STATED PROBLEM
Show all lines from the data that include the word "components".

:: PROVIDED MATERIAL

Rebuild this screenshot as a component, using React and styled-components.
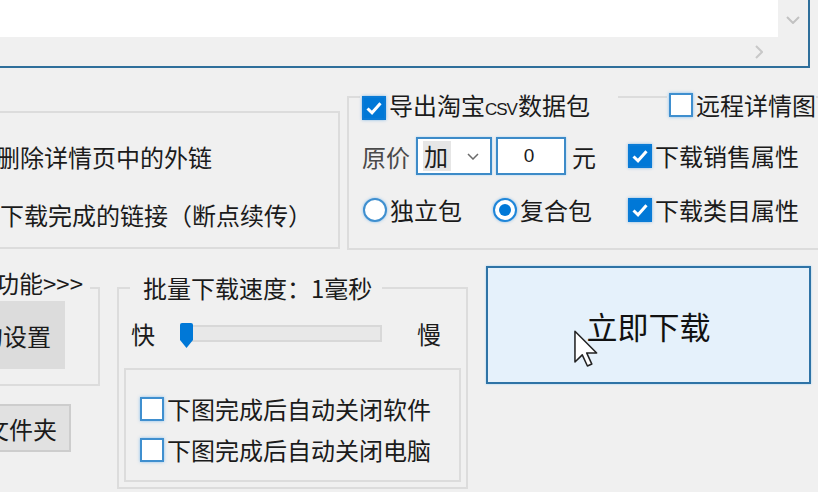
import React from 'react'
import styled, { createGlobalStyle } from 'styled-components'

const GlobalStyle = createGlobalStyle`
	html, body {
		margin: 0;
		padding: 0;
		background: #f0f0f0;
	}
	body {
		font-family: 'Noto Sans CJK SC', 'Noto Sans', sans-serif;
		color: #1b1b1b;
	}
`

const Page = styled.div`
	width: 818px;
	height: 492px;
	overflow: hidden;
	background: #f0f0f0;
	font-size: 24px;
`
// the form is wider than the shot, its left edge is cut off
const Window = styled.div`
	margin-left: -40px;
	width: 900px;
`

/* ---------- log box on top ---------- */
const LogBox = styled.div`
	margin-top: -40px;
	width: 850px;
	height: 108px;
	box-sizing: border-box;
	border: 2px solid #2f6f9b;
	background: #fff;
	display: grid;
	grid-template-columns: 1fr 30px;
	grid-template-rows: 1fr 29px;
`
const VScroll = styled.div`
	background: #f0f0f0;
	display: flex;
	align-items: flex-end;
	justify-content: center;
	padding-bottom: 13px;
`
const HScroll = styled.div`
	background: #f0f0f0;
	display: flex;
	align-items: center;
	justify-content: flex-end;
	padding-right: 15px;
`
const Corner = styled.div`
	background: #f0f0f0;
`

/* ---------- group boxes ---------- */
const Frame = styled.div`
	position: relative;
	box-sizing: border-box;
	border: 2px solid #dcdcdc;
	flex: none;
`
const MidRow = styled.div`
	display: flex;
	align-items: flex-start;
	height: 182px;
`
const OptionsGroup = styled(Frame)`
	width: 380px;
	height: 138px;
	margin-top: 43px;
	padding: 29px 0 0 34px;
	display: flex;
	flex-direction: column;
	gap: 28px;
`
const OptionLine = styled.div`
	height: 30px;
	line-height: 30px;
	white-space: nowrap;
	margin-left: ${p => p.$indent || 0}px;
`
const ExportGroup = styled(Frame)`
	width: 520px;
	height: 154px;
	margin-top: 28px;
	margin-left: 7px;
	padding: 39px 0 0 13px;
`
const TitleRow = styled.div`
	position: absolute;
	top: -4px;
	left: 11px;
	display: flex;
	align-items: center;
	height: 24px;
`
const TitleItem = styled.div`
	background: #f0f0f0;
	padding-left: 2px;
	width: ${p => (p.$w ? p.$w + 'px' : 'auto')};
	margin-left: ${p => p.$ml || 0}px;
	box-sizing: border-box;
`
const OptionGrid = styled.div`
	display: grid;
	grid-template-columns: 266px auto;
	row-gap: 22px;
	align-items: center;
`
const Inline = styled.div`
	display: flex;
	align-items: center;
	white-space: nowrap;
`
const Muted = styled.span`
	color: #4a4a4a;
	width: 48px;
	margin-right: 6px;
`
const Select = styled.div`
	box-sizing: border-box;
	width: 76px;
	height: 38px;
	border: 2px solid #3d8bc8;
	box-shadow: 0 0 2px #a6d2f5;
	background: #fff;
	display: flex;
	align-items: center;
	padding-left: 5px;
	gap: 16px;
`
const SelectValue = styled.span`
	background: #e6e6e6;
	line-height: 30px;
	padding: 0 3px 0 1px;
`
const NumInput = styled.div`
	box-sizing: border-box;
	width: 70px;
	height: 38px;
	margin-left: 4px;
	margin-right: 6px;
	border: 2px solid #3d8bc8;
	box-shadow: 0 0 2px #a6d2f5;
	background: #fff;
	font-family: 'Liberation Sans', sans-serif;
	font-size: 19px;
	display: flex;
	align-items: center;
	justify-content: center;
	padding-right: 4px;
`
const Narrow = styled.span`
	font-family: 'Liberation Sans', sans-serif;
	font-size: 17px;
	letter-spacing: -1px;
	margin-right: 1px;
`

/* ---------- checkbox / radio ---------- */
const CheckItem = styled.label`
	display: inline-flex;
	align-items: center;
	gap: 3px;
	white-space: nowrap;
	height: 26px;
	line-height: 26px;
	margin-left: ${p => p.$ml || 0}px;
`
const Box = styled.span`
	flex: none;
	width: 24px;
	height: 24px;
	box-sizing: border-box;
	display: inline-flex;
	align-items: center;
	justify-content: center;
	border: 2px solid ${p => (p.$on ? '#0a7bd6' : '#3f8fcf')};
	background: ${p => (p.$on ? '#0078d7' : '#fff')};
	box-shadow: 0 0 3px ${p => (p.$on ? 'rgba(0,120,215,.45)' : 'rgba(90,170,235,.7)')};
`
const Round = styled(Box)`
	border-radius: 50%;
	background: #fff;
	border-color: ${p => (p.$on ? '#1f86d9' : '#3f8fcf')};
`
const Dot = styled.span`
	width: 12px;
	height: 12px;
	border-radius: 50%;
	background: #0078d7;
`

const Check = ({ on, children, ml }) => (
	<CheckItem $ml={ml}>
		<Box $on={on}>
			{on && (
				<svg width='18' height='18' viewBox='0 0 18 18'>
					<path d='M2.5 9.5 L7 13.8 L15.5 4.2' fill='none' stroke='#fff' strokeWidth='3' />
				</svg>
			)}
		</Box>
		<span>{children}</span>
	</CheckItem>
)

const Radio = ({ on, children, ml }) => (
	<CheckItem $ml={ml}>
		<Round $on={on}>{on && <Dot />}</Round>
		<span>{children}</span>
	</CheckItem>
)

/* ---------- bottom row ---------- */
const BottomRow = styled.div`
	display: flex;
	align-items: flex-start;
`
const FuncCol = styled.div`
	width: 140px;
	flex: none;
`
const FuncGroup = styled(Frame)`
	width: 140px;
	height: 99px;
	margin-top: 37px;
	padding: 12px 0 0 8px;
`
const FuncTitle = styled.div`
	position: absolute;
	top: -21px;
	right: 8px;
	background: #f0f0f0;
	padding-right: 7px;
	line-height: 30px;
	white-space: nowrap;
`
const GrayButton = styled.div`
	box-sizing: border-box;
	width: 95px;
	height: 68px;
	background: #dcdcdc;
	display: flex;
	align-items: center;
	justify-content: flex-end;
	padding-right: 14px;
	white-space: nowrap;
	overflow: hidden;
`
const FolderButton = styled.div`
	box-sizing: border-box;
	margin-top: 18px;
	margin-left: 10px;
	width: 101px;
	height: 48px;
	background: #e1e1e1;
	border: 2px solid #cdcdcd;
	display: flex;
	align-items: center;
	justify-content: flex-end;
	padding-right: 12px;
	white-space: nowrap;
	overflow: hidden;
`
const SpeedGroup = styled(Frame)`
	width: 351px;
	height: 202px;
	margin-left: 17px;
	margin-top: 37px;
	padding: 29px 5px 0 5px;
`
const SpeedTitle = styled.div`
	position: absolute;
	top: -16px;
	left: 11px;
	background: #f0f0f0;
	padding: 0 10px 0 13px;
	line-height: 30px;
	white-space: nowrap;
`
const SliderRow = styled.div`
	display: flex;
	align-items: center;
	height: 30px;
	padding-left: 7px;
`
const Track = styled.div`
	position: relative;
	box-sizing: border-box;
	width: 200px;
	height: 17px;
	margin: 0 35px 0 27px;
	border: 2px solid #d8d8d8;
	background: #e8e8e8;
`
const Thumb = styled.svg`
	position: absolute;
	left: -4px;
	top: -4px;
`
const InnerBox = styled(Frame)`
	margin-top: 20px;
	width: 337px;
	height: 114px;
	padding: 26px 0 0 14px;
	display: flex;
	flex-direction: column;
	gap: 15px;
`
const BigButton = styled.button`
	position: relative;
	flex: none;
	margin-left: 18px;
	margin-top: 16px;
	width: 325px;
	height: 118px;
	box-sizing: border-box;
	background: #e5f1fb;
	border: 2px solid #2e73a6;
	box-shadow: 0 0 2px #9fd0f3;
	font-family: inherit;
	font-size: 31px;
	color: #111;
	padding: 0;
`
const Cursor = styled.svg`
	position: absolute;
	left: 86px;
	top: 62px;
`

export default function App() {
	return (
		<Page>
			<GlobalStyle />
			<Window>
				<LogBox>
					<div />
					<VScroll>
						<svg width='14' height='8' viewBox='0 0 14 8'>
							<polyline points='1,1 7,7 13,1' fill='none' stroke='#c2c2c2' strokeWidth='2' />
						</svg>
					</VScroll>
					<HScroll>
						<svg width='8' height='14' viewBox='0 0 8 14'>
							<polyline points='1,1 7,7 1,13' fill='none' stroke='#c8c8c8' strokeWidth='2' />
						</svg>
					</HScroll>
					<Corner />
				</LogBox>

				<MidRow>
					<OptionsGroup>
						<OptionLine>删除详情页中的外链</OptionLine>
						<OptionLine $indent={4}>下载完成的链接（断点续传）</OptionLine>
					</OptionsGroup>

					<ExportGroup>
						<TitleRow>
							<TitleItem $w={258}>
								<Check on>
									导出淘宝<Narrow>CSV</Narrow>数据包
								</Check>
							</TitleItem>
							<TitleItem $ml={49}>
								<Check>远程详情图</Check>
							</TitleItem>
						</TitleRow>
						<OptionGrid>
							<Inline>
								<Muted>原价</Muted>
								<Select>
									<SelectValue>加</SelectValue>
									<svg width='12' height='7' viewBox='0 0 12 7'>
										<polyline points='1,1 6,6 11,1' fill='none' stroke='#6b6b6b' strokeWidth='1.5' />
									</svg>
								</Select>
								<NumInput>0</NumInput>
								<span>元</span>
							</Inline>
							<Check on>下载销售属性</Check>
							<Inline>
								<Radio ml={1}>独立包</Radio>
								<Radio on ml={31}>复合包</Radio>
							</Inline>
							<Check on>下载类目属性</Check>
						</OptionGrid>
					</ExportGroup>
				</MidRow>

				<BottomRow>
					<FuncCol>
						<FuncGroup>
							<FuncTitle>更多功能&gt;&gt;&gt;</FuncTitle>
							<GrayButton>其它的设置</GrayButton>
						</FuncGroup>
						<FolderButton>打开文件夹</FolderButton>
					</FuncCol>

					<SpeedGroup>
						<SpeedTitle>批量下载速度：1毫秒</SpeedTitle>
						<SliderRow>
							<span>快</span>
							<Track>
								<Thumb width='13' height='25' viewBox='0 0 13 25'>
									<path d='M2 0 H11 Q13 0 13 2 V17 L6.5 25 L0 17 V2 Q0 0 2 0 Z' fill='#0078d7' />
								</Thumb>
							</Track>
							<span>慢</span>
						</SliderRow>
						<InnerBox>
							<Check>下图完成后自动关闭软件</Check>
							<Check>下图完成后自动关闭电脑</Check>
						</InnerBox>
					</SpeedGroup>

					<BigButton>
						立即下载
						<Cursor width='24' height='38' viewBox='0 0 12.5 19.5'>
							<path
								d='M0.5 0.5 L0.5 16.5 L4.3 12.8 L7 18.6 L9.3 17.6 L6.6 11.8 L11.8 11.8 Z'
								fill='#fff'
								stroke='#222'
								strokeWidth='0.8'
								strokeLinejoin='round'
							/>
						</Cursor>
					</BigButton>
				</BottomRow>
			</Window>
		</Page>
	)
}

::::

ANSWER TO THIS TASK
Rebuild this screenshot as a component, using React and styled-components.
import styled, { createGlobalStyle } from 'styled-components'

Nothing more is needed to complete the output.